Embedded HR professionals define the talent, leadership, and cultural requirements to deliver business goals. Those working in centres of expertise have pride in their deep functional knowledge. Service centre HR professionals ensure that the ‘trains run on time’ (systems do what they should). 

When these different groups respect each other, focus on what is right more than what is wrong, and yield to the influence of the other, they can form relationships that supersede their separate roles. When differences are respected, dissent becomes a positive, not negative, because there is tension without contention, disagreement without being disagreeable, dialogue without being demeaning, confronting without being confrontational, challenge without condemning. Each of the groups within an HR operating model is a ‘partner’ because each brings unique value to the overall goals.

Govern, accept, connect

Much relationship success comes from managing expectations. Researchers have found that 65% to 70% of relationship problems are never “solved” but “managed”. Most problems early in a relationship are worked around (e.g. spending habits, raising children, doing chores). 

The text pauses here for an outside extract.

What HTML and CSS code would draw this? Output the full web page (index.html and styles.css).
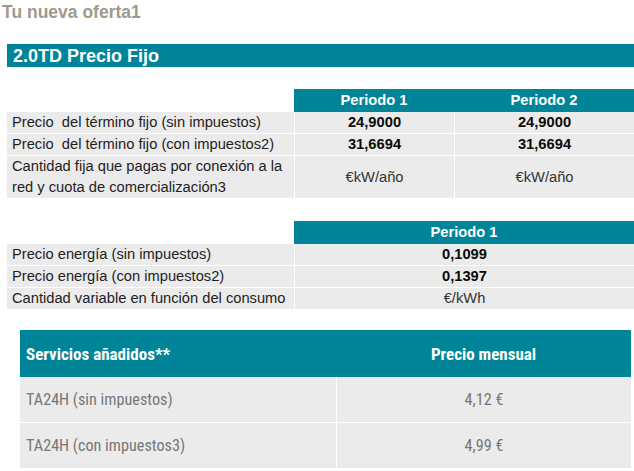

It’s important to solve solvable problems and not obsess about those that seem to persist. Likewise, in HR, we may falsely assume that relationships among parts of HR will be congenial and solved. 

More realistic expectations recognise that the processes used to govern HR will be more important than the solutions. For example, managing decision rights is less about who makes a decision and more about a process for who makes a decision because the decision ‘right’ may vary over time. When different parts of an HR operating function can focus on creating a growth mindset, they worry less about the right answer and more about learning to negotiate and discuss. Managing differences with calmness, curiosity, and caring will help build connection among HR parts.

Care for the other

The most important questions that solidify a relationship are: Can I rely on you? Are you safe? Will you be there for me when I need you? Without positive answers to these questions, relationships will crumble under pressure. With positive answers, partners build trust and celebrate their successes. 

In HR departments, it’s important that different parts of the operating model care for each other. There needs to be confidence that HR transaction work will be done on time and accurately. Centres of expertise need to be trusted that they will not impose answers, but collaborate to discover innovative solutions. 

Trust in the HR function should be high due to each area being predictable, dependable, available, accessible, and reliable. ‘We’ language should replace ‘my’ language as the metaphor is for HR unity more than isolation.

Share experiences together

In any relationship, things go wrong. A partner has personal or professional disappointments or a couple has stresses. To build stronger personal relationships, partners are encouraged to turn to each other in times of difficulty, to yield to the influence of their partner, to make bids to each other (in successful relationships more than 80% of bids are responded to), and to be emotionally vulnerable, to share deeper feelings with each other. Spending time together and investing emotionally in each other strengthens relationships. 

In HR, it’s easy to isolate oneself in one’s operating group. It’s helpful to work across groups. This may mean career rotation from COEs (centres of excellence) to embedded HR roles and vice versa, group HR meetings where the groups share concerns and celebrate successes, problem-solving groups with representatives from each HR team, or informal contacts where HR bids are quickly attended to. In addition, when things go wrong in the HR operating model (and they will), rather than blame, complain, or hide, have the emotional confidence to admit there is a problem and seek a joint solution.

Grow together

Anyone in a successful relationship can look back to see progress. Relationships morph and each partner learns and grows. Some growth comes from focusing on the future and what can be, letting go of grievances, recognising vicious cycles and breaking them. Couples with positive relationships recognise growth looking backward and anticipate future growth looking forward. 

HR departments must learn from the past. HR success stories can be woven together into an historical narrative of how an HR department has progressed. Sometimes, HR groups don’t recognise the progress they’ve made. But their historical narrative should be a basis for growth. When the HR department’s development focuses on the shared purpose of delivering sustainable business value, when differences are respected and governance managed, when caring occurs, and when HR professionals share time, growth will likely be sustained.